China is to launch the country's first ever unmanned probe on the moon next month, an official said on Tuesday. The probe has been named "Jade Rabbit" in a nod to Chinese folklore.



China will land its first ever unmanned probe on the moon in early December, an official said on Tuesday, marking a milestone in the country's space ambitions. 

The Chang’e Three moon mission will deploy a buggy, called “Jade Rabbit” after the character that Chinese folklore says lives on the moon as the pet of Chang'e, a lunar goddess.

The rabbit's outline is said to be visible on the moon's surface, like the Western "man in the moon". Ouyang Ziyuan, head of the moon rover project, told Xinhua that the ancient beliefs had their origins in the marks left by impacts on the lunar landscape.

"There are several black spots on the moon's surface, our ancient people imagined they were a moon palace, osmanthus trees, and a jade rabbit," he said.

China showed off a model of the gold-coloured moon rover, with six wheels and wing-like solar panels earlier this month.

Xinhua, the Chinese news agency, did not give a specific date for the landing.

"Chang'e Three's mission requires mastering many key technologies.
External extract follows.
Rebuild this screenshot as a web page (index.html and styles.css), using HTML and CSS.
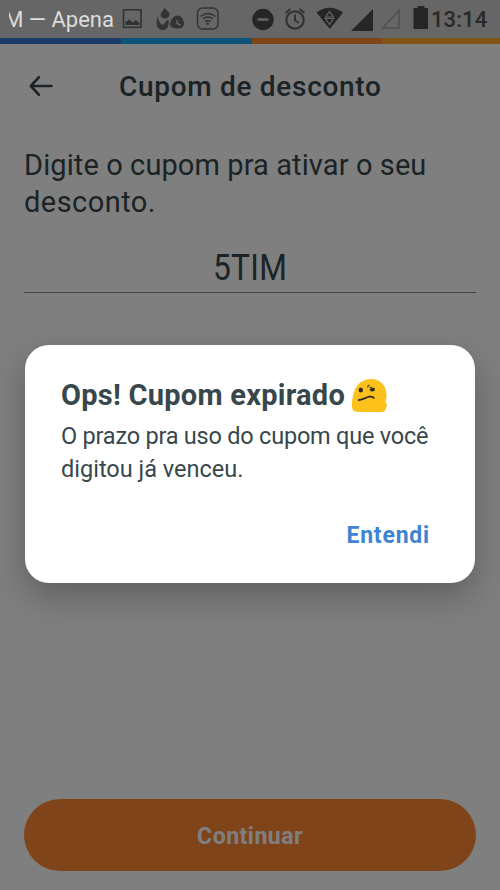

The technical difficulties and the risks involved in carrying out the mission will be high," spokesman Wu Zhijian told a news conference, carried live on state television.

"In taking on the mission to land on the moon, Chang'e Three will help China fulfil its lunar exploration dream, its space dream and the Chinese dream," said Wu.

Chinese social media users welcomed the name on Tuesday. "I look forward to the jade rabbit visiting the moon palace, go Chinese aerospace!" wrote one poster on Sina Weibo, a service similar to Twitter.

Xinhua reported that 3.4 million people took part in the online poll to choose the buggy’s name.

"Yutu is a symbol of kindness, purity and agility, and is identical to the moon rover in both outlook and connotation," it quoted Li Benzheng, deputy commander-in-chief of China's lunar programme, as saying.

"Yutu also reflects China's peaceful use of space," he added.

Advancing China's space programme has been a priority for the leadership, with President Xi Jinping calling for China to establish itself as a space superpower. Chang’e One was launched in 2007. Scientists have discussed the possibility of building a space station by 2020 and then sending a man to the moon.

Beijing insists its space programme is for peaceful purposes, but the US Defence Department has highlighted China's increasing space capabilities and said it was pursuing a variety of activities aimed at preventing its adversaries from using space-based assets during a crisis.